Mass executions, deadly famines and other woes befell the Soviet Union under Stalin’s brutal regime. Stalin’s actions directly or indirectly led to millions of deaths, which makes it so easy to believe he coined the phrase, “A million deaths is just a statistic.” According to a 1997 article in the Moscow Times, Russian historians have no record of him saying this.
2. Thomas Jefferson
“Eternal vigilance is the price of liberty.”

Often restated as “The price of freedom is eternal vigilance,” this quote has been attributed to several 18th and 19th century statesmen, but Thomas Jefferson usually gets the credit. Bartlett’s Familiar Quotations credits Irishman John Philpot Curran, with using a similar phrase in a 1790 speech: “The condition upon which God hath given liberty to man is eternal vigilance.” However, Bartleby.com cites an 1852 speech by American abolitionist Wendell Phillips with introducing the phrase in its current form.
Jefferson is a veritable magnet in attracting credit for phrases he never used. Other popular quotes improperly attributed to the early American statesman are “Dissent is the highest form of patriotism,” and “The best government is that which governs least.”
1. Abraham Lincoln
“You can fool some of the people all of the time, and all of the people some of the time,
but you cannot fool all of the people all of the time.”

It’s a great quote, and it seems perfectly reasonable to most people that Lincoln would have used it.
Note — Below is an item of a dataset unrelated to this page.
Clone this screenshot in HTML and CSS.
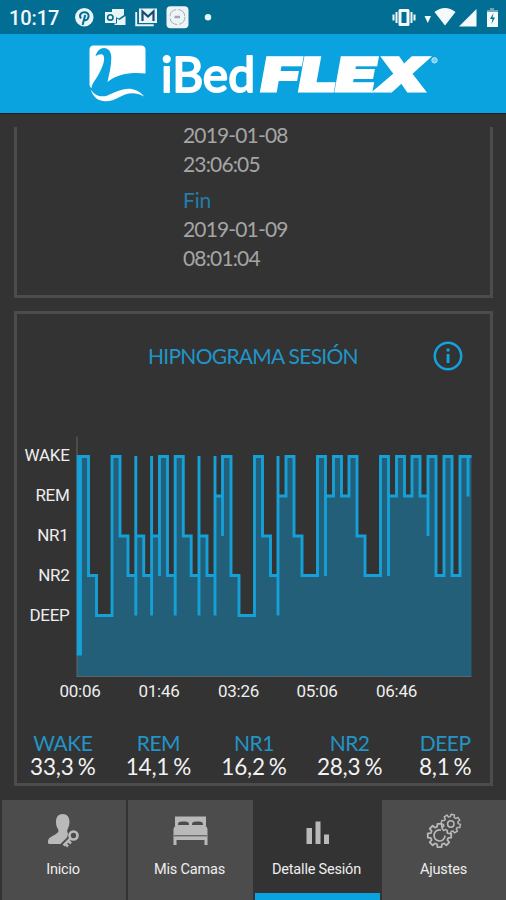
FILE: index.html
```html
<!DOCTYPE html>
<html lang="es">
<head>
<meta charset="utf-8">
<title>iBed FLEX</title>
<link rel="stylesheet" href="styles.css">
</head>
<body>
<div class="app">
  <div class="status">
    <span class="clock">10:17</span>
    <svg class="status-left" width="144" height="24" viewBox="74 5 144 24">
      <circle cx="84.3" cy="17.3" r="9.2" fill="#e9f4f7"/>
      <path d="M81 18.5c-2.5-3.5.5-6.5 3.8-6.3 4 .2 4.800 4.200 2.700 7-1.500 1.800-3.300 1-3.700.2M85.200 15l-2.600 10" fill="none" stroke="#036e93" stroke-width="2"/>
      <path d="M112 9h12v6l-5 3.500-7-3z" fill="#e9f4f7"/>
      <path d="M105 12h11v11h-11zM117 18.500l2.500 1.500 6-4v9h-11v-1.500h2.500z" fill="#e9f4f7"/>
      <circle cx="110.300" cy="17.400" r="2.700" fill="none" stroke="#036e93" stroke-width="1.600"/>
      <path d="M139 8.500h18v14.500h-18z" fill="#e9f4f7"/>
      <path d="M136.200 12v13.300h17.500" fill="none" stroke="#e9f4f7" stroke-width="1.900"/>
      <path d="M142.500 21V11.500l5.500 5 5.500-5V21" fill="none" stroke="#174c72" stroke-width="2.200"/>
      <rect x="166.500" y="6.200" width="22" height="22" rx="4" fill="#eef3f5"/>
      <circle cx="177.400" cy="17" r="7.500" fill="none" stroke="#9db1bc" stroke-width="1" stroke-dasharray="10 2"/>
      <path d="M174.500 17h5.500" stroke="#9ba9b1" stroke-width="2.500"/>
      <circle cx="208" cy="17.300" r="3.200" fill="#e9f4f7"/>
    </svg>
    <svg class="status-right" width="108" height="24" viewBox="390 5 108 24">
      <g fill="#f4fafc">
        <path d="M400 9h8a1.500 1.500 0 0 1 1.500 1.500v14a1.500 1.500 0 0 1-1.500 1.500h-8a1.500 1.500 0 0 1-1.500-1.500v-14A1.500 1.500 0 0 1 400 9zm1.500 3v11h5V12z" fill-rule="evenodd"/>
        <path d="M395.500 12h2v11h-2zM392.500 14.500h2v6h-2zM410.500 12h2v11h-2zM413.500 14.500h2v6h-2z"/>
        <path d="M424.500 16h6.500l-3.200 7zM434.500 12q10.500-8 21 0l-10.500 13.500zM459 26.500L476.500 9v17.500zM487 12h11v15h-11z"/>
        <path d="M487 12V10h3V8h4v2h4v2z" fill="#6aa9c0"/>
      </g>
      <path d="M493.500 13l-3.500 6h2.500L491.500 24l3.500-6.500h-2.500z" fill="#036e93"/>
    </svg>
  </div>
  <header class="brand">
    <svg width="506" height="78" viewBox="0 34 506 78">
      <path d="M93.500 45.500h47.500q4.500 0 4.500 4.500v23.500c-13-1.500-28 0-38 8.500 1.500-8 4-16 3.800-24.500-.2-6-3-9.500-7.300-9.500-4 0-7 3-8.500 8 3-1.500 6.500-3 8-.5 2 4-1 12-5.500 20-3 5-6 8-6.500 12.500q-2-1-2-3.500V50q0-4.500 4-4.500z" fill="#fff"/>
      <path d="M90.700 89.500c4 6 10 8 16.300 6.200 11-4.700 25-13.200 37.200.8-10-5-17-3.500-24.500.5-12 7-25 6-29-7.500z" fill="#fff"/>
      <text class="logo-light" x="161" y="91.800" textLength="94" lengthAdjust="spacingAndGlyphs">iBed</text>
      <text class="logo-heavy" transform="translate(262 91) skewX(3)" textLength="166" lengthAdjust="spacingAndGlyphs">FLEX</text>
      <circle cx="434.500" cy="60.300" r="2.700" fill="#78cfed" stroke="#b9e5f5" stroke-width="1"/>
    </svg>
  </header>
  <main class="content">
    <section class="card dates">
      <div class="date">2019-01-08</div>
      <div class="date">23:06:05</div>
      <div class="date label">Fin</div>
      <div class="date">2019-01-09</div>
      <div class="date">08:01:04</div>
    </section>
    <section class="card session">
      <div class="heading">
        <h1>HIPNOGRAMA SESIÓN</h1>
        <svg class="info" width="30" height="30" viewBox="0 0 30 30"><circle cx="15" cy="15" r="13.200" fill="none" stroke="#13a3dc" stroke-width="2.500"/><path d="M13.600 7.500h2.900v3h-2.900zM13.600 13h2.900v9h-2.900z" fill="#13a3dc"/></svg>
      </div>
      <svg class="chart" width="470" height="284" viewBox="18 430 470 284">
        <path d="M77 677V456.500H88.500V575.500H96.500V615.500H112V456.500H120V536H128V575.500H143.700V575.500H159.500V456.500H167.500V575.500H175.200V456.500H183.300V536H191.200V575.500H215V496H222.500V456.500H231V575.500H239V615.500H254.500V456.500H262.500V536H270.500V575.500H278V496H286V456.500H294V536H302V575.500H317.500V456.500H325.500V496H333.500V456.500H341.500V496H349V456.500H357V536H365V575.500H380.500V456.500H388.500V496H396.500V456.500H404.500V496H412V456.500H420V496H428V456.500H436V575.500H444V456.500H452V575.500H460V456.500H471.500V677z" fill="#235f78"/>
        <path d="M135.800 576V536H143.700V576zM151.600 576V536H159.500V576zM199 576V536H207V576z" fill="#235f78"/>
        <path d="M77 436.500V677" stroke="#666" stroke-width="1"/>
        <path d="M77 676.500H471.500" stroke="#626463" stroke-width="1"/>
        <path class="line" d="M78.200 655.500V456.500H88.500V575.500H96.500V615.500H112V456.500H120V536H128V575.500H135.800M80.500 456.500V655.500M135.800 456V615.500M135.800 536H143.700V575.500H151.600M151.600 456V615.500M151.600 536H159.500M159.500 576V456.500H167.500V575.500H175.200M175.200 615.500V456.500H183.300V536H191.200V575.500H199M199 456V615.500M199 536H207V575.500H215M215 456V615.500M215 496H222.500M222.500 536V456.500H231V575.500H239V615.500H254.500V456.500H262.500V536H270.500V575.500H278M278 456V615.500M278 496H286V456.500H294V536H302V575.500H317.500V456.500H325.500V576M325.500 496H333.500V456.500H341.500V496H349V456.500H357V536H365V575.500H380.500V456.500H388.500V576M388.500 496H396.500V456.500H404.500V496H412V456.500H420V496H428M428 536V456.500H436V575.500H444V456.500H452V575.500H460V456.500H471.500M468 456.500V496.500"/>
        <g class="axis">
          <g text-anchor="end"><text x="69.500" y="461.300">WAKE</text><text x="69.500" y="501.300">REM</text><text x="68.500" y="541.300">NR1</text><text x="69.500" y="581.300">NR2</text><text x="69.500" y="620.800">DEEP</text></g>
          <g text-anchor="middle"><text x="80" y="696.500">00:06</text><text x="159" y="696.500">01:46</text><text x="238.500" y="696.500">03:26</text><text x="317" y="696.500">05:06</text><text x="396.500" y="696.500">06:46</text></g>
        </g>
      </svg>
      <div class="stats">
        <div><b>WAKE</b><span>33,3 %</span></div>
        <div><b>REM</b><span>14,1 %</span></div>
        <div><b>NR1</b><span>16,2 %</span></div>
        <div><b>NR2</b><span>28,3 %</span></div>
        <div><b>DEEP</b><span>8,1 %</span></div>
      </div>
    </section>
  </main>
  <nav class="tabs">
    <div class="tab">
      <svg width="36" height="36" viewBox="0 0 36 36"><path d="M11 8.500C11 4 13.500 1 17.700 1s6.800 3 6.800 7.500c0 3-1 6-2 8-.6 1.500-.3 2.500.5 4l-1 5-4 5.500H4c-2-1-1-5 1-6.500l6-3.500c2.500-1.500 3-3 2-5-1.500-2-2-4-2-7.500z" fill="#b9b9b9"/><path d="M25.500 26l-7.500 7.500" stroke="#4c4c4c" stroke-width="7"/><circle cx="28.500" cy="22.500" r="5.500" fill="#4c4c4c"/><circle cx="28.500" cy="22.500" r="4" fill="none" stroke="#b9b9b9" stroke-width="2.700"/><path d="M25.500 25.500L18.500 32.500M20 30.500l3 3M23 27.500l3 3" fill="none" stroke="#b9b9b9" stroke-width="2.500"/></svg>
      <span>Inicio</span>
    </div>
    <div class="tab">
      <svg width="36" height="36" viewBox="0 0 36 36"><path d="M3 3.500h31V13H3z" fill="#b9b9b9"/><path d="M6 12c0-3 1-3.500 5.500-3.500s5.500.5 5.500 3.500zM20 12c0-3 1-3.500 5.500-3.500S31 9 31 12z" fill="#4c4c4c"/><path d="M1.500 17q0-4 3-4h28q3 0 3 4v15h-3v-5H4.500v5h-3z" fill="#b9b9b9"/><path d="M2 22.800h33" stroke="#4c4c4c" stroke-width="1"/></svg>
      <span>Mis Camas</span>
    </div>
    <div class="tab active">
      <svg width="36" height="36" viewBox="0 0 36 36"><path d="M7.500 15H13v16H7.500zM16.500 8.500H21.500V31h-5zM25 21.500h5V31h-5z" fill="#b9b9b9"/></svg>
      <span>Detalle Sesión</span>
    </div>
    <div class="tab">
      <svg width="36" height="36" viewBox="0 0 36 36">
        <defs><path id="gear" d="M9.850-1.740V1.740L7.340 1.970 6.580 3.800 8.190 5.740 5.740 8.190 3.800 6.580 1.970 7.340 1.740 9.850H-1.740L-1.970 7.340-3.800 6.580-5.740 8.190-8.190 5.740-6.580 3.800-7.340 1.970-9.850 1.740V-1.740L-7.340-1.970-6.580-3.800-8.190-5.740-5.740-8.190-3.800-6.580-1.970-7.340-1.740-9.850H1.740L1.970-7.340 3.800-6.580 5.740-8.190 8.190-5.740 6.580-3.800 7.340-1.970z"/></defs>
        <g fill="#4c4c4c" stroke="#b9b9b9" stroke-width="1.500" stroke-linejoin="round">
          <use href="#gear" transform="translate(13.500 22.500) scale(1.190)"/>
          <path d="M15 17.200A5.500 5.500 0 1 0 19 22.500" fill="none" stroke-width="1.700"/>
          <use href="#gear" transform="translate(24.800 11) rotate(12) scale(.970)"/>
          <circle cx="24.800" cy="11" r="3.200"/>
        </g>
      </svg>
      <span>Ajustes</span>
    </div>
  </nav>
</div>
</body>
</html>
```
FILE: styles.css
```css
* { box-sizing: border-box; }
body { margin: 0; background: #333; font-family: Lato, sans-serif; }
.app { display: flex; flex-direction: column; width: 506px; height: 900px; overflow: hidden; background: #333; }
.status { display: flex; align-items: center; height: 34px; padding: 0 8px 0 9px; background: #036e93; color: #f4fafc; }
.clock { width: 65px; font: 500 20px/34px Roboto, sans-serif; letter-spacing: -.1px; padding-top: 2px; }
.status-right { margin-left: auto; }
.brand { height: 80px; background: #0ba3df; border-bottom: 1.500px solid #101c22; }
.brand svg { display: block; }
.logo-light { font: 400 49px Lato, sans-serif; fill: #fff; stroke: #fff; stroke-width: 2px; stroke-linejoin: round; }
.logo-heavy { font: italic 900 46px Inter, sans-serif; fill: #fff; stroke: #fff; stroke-width: 2.800px; }
.content { flex: 1; padding: 13px 13px 0 14px; }
.card { border: 3px solid #4c4c4c; }
.dates { height: 171px; border-top: 0; padding: 0 0 0 166px; margin-bottom: 13px; }
.date { font-size: 21px; line-height: 29px; height: 29px; letter-spacing: -.850px; color: #a5a5a5; position: relative; top: -7px; }
.date.label { color: #217fa8; margin-top: 7px; letter-spacing: -.2px; }
.session { height: 475px; }
.heading { display: flex; align-items: center; height: 84px; padding: 0 27px 0 131px; justify-content: space-between; }
.heading h1 { margin: 0; font-size: 21px; font-weight: 400; line-height: 28px; letter-spacing: -.720px; color: #2195c8; white-space: nowrap; }
.chart { display: block; margin: 32px 0 0 1px; }
.line { fill: none; stroke: #15a0d7; stroke-width: 2.900px; }
.axis text { font: 400 17px Roboto, sans-serif; letter-spacing: -.3px; fill: #eee; }
.stats { display: grid; grid-template-columns: repeat(5, 95.600px); margin: 16px 0 0 -2px; text-align: center; }
.stats b, .stats span { display: block; font-weight: 400; line-height: 25px; }
.stats b { font-size: 21px; color: #2394c7; letter-spacing: -.5px; }
.stats span { font-size: 22.500px; line-height: 24px; color: #f2f2f2; letter-spacing: -.2px; word-spacing: -1.500px; }
.tabs { display: grid; grid-template-columns: 124px 125px 125px 125px; gap: 2px; height: 100px; padding-left: 2px; }
.tab { display: flex; flex-direction: column; align-items: center; background: #4c4c4c; padding: 13px 2px 0 0; font: 400 14.500px/20px Roboto, sans-serif; letter-spacing: -.2px; color: #eee; }
.tab span { margin-top: 11px; }
.tab.active { background: #333; box-shadow: inset 0 -7px #0ba3df; }
```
Lincoln may have said something similar to this in an 1858 speech, but the evidence is very shaky. The remark was first attributed to Lincoln in 1886, more than 20 years after his death. According to abrahamlincolnassociation.org, two newspapers, including the Chicago Tribune, investigated the remark’s origins in 1905, almost half a century after Lincoln supposedly used the line. Several elderly witnesses recalled that Lincoln said something like that; however, other witnesses could not recall the quote, and the printed reports of the speech did not include it. Bottom line: As one Lincoln scholar noted: “The evidence is far from conclusive, but it is not lacking in probability. It sounds like Lincoln.”